Do You Want To Know A Secret? Are You Sure?
Keeping your lips sealed can harm your health.
Keeping a secret
We all have secrets. It’s what human beings do – we hide things from other people. In fact, research suggests the average person holds onto about 13 secrets; the most common including desires, issues surrounding relationships and sex, cheating, infidelity, and lies.


But did you know that keeping secrets can harm your health? Secrecy is associated with lower well-being, worse health, and less satisfying relationships. Research has linked secrecy to increased anxiety, depression, symptoms of poor health, and even the more rapid progression of disease. Hiding a secret isn’t as easy as you’d think.


Surprisingly, it’s not hiding the secret that’s hurtful. Research indicates it’s thinking about it that does the damage. Simply thinking about a secret can make us feel inauthentic. Having a secret return to mind, over and over again, can be exhausting. When we think of a secret, it can make us feel a bit alone. The more we think about it, the more lonely we feel.

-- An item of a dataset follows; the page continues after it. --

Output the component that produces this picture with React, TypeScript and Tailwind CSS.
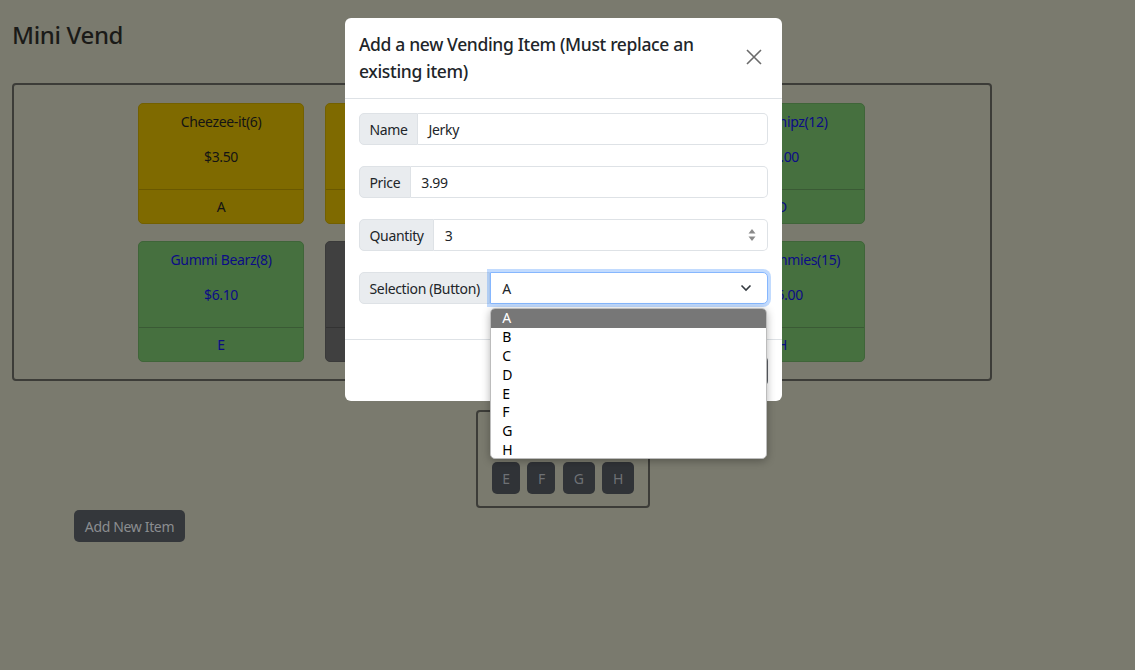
import React from "react";

type Kind = "yellow" | "green" | "gray";

const cards: { name: string; qty: number; price: string; sel: string; kind: Kind }[] = [
  { name: "Cheezee-it", qty: 6, price: "$3.50", sel: "A", kind: "yellow" },
  { name: "Pretzelz", qty: 5, price: "$2.25", sel: "B", kind: "yellow" },
  { name: "Cookiez", qty: 9, price: "$1.75", sel: "C", kind: "green" },
  { name: "Corn Chipz", qty: 12, price: "$2.00", sel: "D", kind: "green" },
  { name: "Gummi Bearz", qty: 8, price: "$6.10", sel: "E", kind: "green" },
  { name: "Empty", qty: 0, price: "$0.00", sel: "F", kind: "gray" },
  { name: "Mintz", qty: 7, price: "$1.25", sel: "G", kind: "green" },
  { name: "Sour Gummies", qty: 15, price: "$15.00", sel: "H", kind: "green" },
];

const cardCls: Record<Kind, string> = {
  yellow: "bg-[#7f6a00] border-[#736000] text-[#141414]",
  green: "bg-[#46703f] border-[#3f6539] text-[#0c0c86]",
  gray: "bg-[#404040] border-[#3a3a3a] text-[#111111]",
};
const lineCls: Record<Kind, string> = {
  yellow: "border-[#6a5800]",
  green: "border-[#3a5a35]",
  gray: "border-[#333333]",
};

function Card({ c }: { c: (typeof cards)[number] }) {
  return (
    <div className={`w-[166px] h-[121px] rounded-[5px] border flex flex-col text-[14px] ${cardCls[c.kind]}`}>
      <div className="h-[85px] flex flex-col items-center pt-[7px]">
        <div className="leading-[21px]">
          {c.name}({c.qty})
        </div>
        <div className="leading-[21px] mt-[14px]">{c.price}</div>
      </div>
      <div className={`flex-1 border-t flex items-center justify-center leading-[21px] ${lineCls[c.kind]}`}>
        {c.sel}
      </div>
    </div>
  );
}

function KeyBtn({ l, w }: { l: string; w: string }) {
  return (
    <div className={`h-[32px] ${w} rounded-[5px] bg-[#303337] text-[#6e7175] text-[14px] flex items-center justify-center`}>
      {l}
    </div>
  );
}

function Group({ label, value, children }: { label: string; value?: string; children?: React.ReactNode }) {
  return (
    <div className="flex h-[32px] mb-[21px] text-[14px] text-[#212529]">
      <div className="px-[9.5px] flex items-center bg-[#e9ecef] border border-[#dee2e6] rounded-l-[5px] whitespace-nowrap">
        {label}
      </div>
      {children ?? (
        <div className="flex-1 flex items-center px-[10.5px] border border-l-0 border-[#dee2e6] rounded-r-[5px] bg-white">
          {value}
        </div>
      )}
    </div>
  );
}

export default function App() {
  const opts = ["A", "B", "C", "D", "E", "F", "G", "H"];
  return (
    <div
      className="w-[1135px] h-[670px] bg-[#7a7a6e] overflow-hidden relative tracking-[-0.35px]"
      style={{ fontFamily: '"Noto Sans", "Open Sans", sans-serif' }}
    >
      <div className="pt-[18px] px-[12px]">
        <h1 className="text-[24px] font-medium leading-[34px] text-[#1a1a18]">Mini Vend</h1>
        <div className="mt-[31px] w-[980px] h-[298px] border-2 border-[#3c3c38] rounded-[4px] flex flex-col pl-[124px] pt-[18px] gap-[17px]">
          <div className="flex gap-[21px]">
            {cards.slice(0, 4).map((c) => (
              <Card key={c.sel} c={c} />
            ))}
          </div>
          <div className="flex gap-[21px]">
            {cards.slice(4).map((c) => (
              <Card key={c.sel} c={c} />
            ))}
          </div>
        </div>
        <div className="ml-[464px] mt-[29px] w-[174px] h-[98px] border-2 border-[#3c3c38] rounded-[4px] px-[14px] pt-[12px] flex flex-col gap-[6px]">
          <div className="flex gap-[7px]">
            <KeyBtn l="A" w="w-[30px]" />
            <KeyBtn l="B" w="w-[30px]" />
            <KeyBtn l="C" w="w-[31px]" />
            <KeyBtn l="D" w="w-[32px]" />
          </div>
          <div className="flex gap-[7.5px]">
            <KeyBtn l="E" w="w-[28px]" />
            <KeyBtn l="F" w="w-[28px]" />
            <KeyBtn l="G" w="w-[32px]" />
            <KeyBtn l="H" w="w-[32px]" />
          </div>
        </div>
        <div className="ml-[62px] mt-[2px] w-[111px] h-[32px] rounded-[5px] bg-[#34373b] text-[#8b8d90] text-[14px] flex items-center justify-center">
          Add New Item
        </div>
      </div>

      {/* Modal */}
      <div className="absolute left-[345px] top-[18px] w-[437px] h-[383px] bg-white rounded-[6px] flex flex-col">
        <div className="flex items-start justify-between px-[14px] pt-[13px] pb-[13px] border-b border-[#dee2e6]">
          <div className="text-[17.5px] font-medium leading-[27px] text-[#212529] w-[360px]">
            Add a new Vending Item (Must replace an existing item)
          </div>
          <svg width="16" height="16" viewBox="0 0 16 16" className="mt-[18px] mr-[6px]">
            <path d="M1 1L15 15M15 1L1 15" stroke="#6b6b6b" strokeWidth="1.6" />
          </svg>
        </div>
        <div className="px-[14px] pt-[14px] pb-[14px]">
          <Group label="Name" value="Jerky" />
          <Group label="Price" value="3.99" />
          <Group label="Quantity">
            <div className="flex-1 flex items-center justify-between pl-[10.5px] pr-[11px] border border-l-0 border-[#dee2e6] rounded-r-[5px] bg-white">
              <span>3</span>
              <svg width="8" height="14" viewBox="0 0 8 14">
                <path d="M4 1L7.5 5.5H0.5Z" fill="#8a8a8a" />
                <path d="M4 13L7.5 8.5H0.5Z" fill="#8a8a8a" />
              </svg>
            </div>
          </Group>
          <Group label="Selection (Button)">
            <div className="flex-1 relative">
              <div className="h-full flex items-center justify-between pl-[11px] pr-[15px] border border-[#86b7fe] rounded-r-[5px] bg-white shadow-[0_0_0_3px_rgba(13,110,253,0.25)]">
                <span>A</span>
                <svg width="12" height="8" viewBox="0 0 12 8">
                  <path d="M1.5 1.5L6 6L10.5 1.5" fill="none" stroke="#343a40" strokeWidth="1.6" />
                </svg>
              </div>
              <div className="absolute left-0 top-[36px] right-[1px] h-[151px] bg-white rounded-[5px] shadow-[0_2px_8px_rgba(0,0,0,0.3)] border border-[#bcbcbc] overflow-hidden z-10 text-[14px] text-black">
                {opts.map((o, i) => (
                  <div
                    key={o}
                    className={`h-[18.9px] leading-[18.9px] pl-[11px] ${i === 0 ? "bg-[#777777] text-white" : ""}`}
                  >
                    {o}
                  </div>
                ))}
              </div>
            </div>
          </Group>
        </div>
        <div className="border-t border-[#dee2e6] flex-1 flex justify-end items-start pt-[16px] px-[14px] gap-[7px]">
          <div className="h-[30px] px-[10px] rounded-[5px] bg-[#6c757d] text-white text-[14px] flex items-center">Close</div>
          <div className="h-[30px] px-[10px] rounded-[5px] bg-[#5c6167] text-white text-[14px] flex items-center">Save</div>
        </div>
      </div>
    </div>
  );
}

So, what to do? Experts suggest talking to a third party can help. You don’t necessarily have to spill the secret itself, but a single conversation about it can lead to a healthier outlook and mind. Also, people report that when sharing a secret with another person, they often get emotional support and helpful advice. This, in turn, makes people feel more confident and capable in coping with the secret. Finding a healthier way of thinking about their secret, means ruminating less on it, and feeling better all-round.


Whether or not you feel the need to share your secret, as long as you’re not putting anyone in danger, don’t feel bad for keeping it. We all have secrets. It doesn’t make you inauthentic. It makes you human.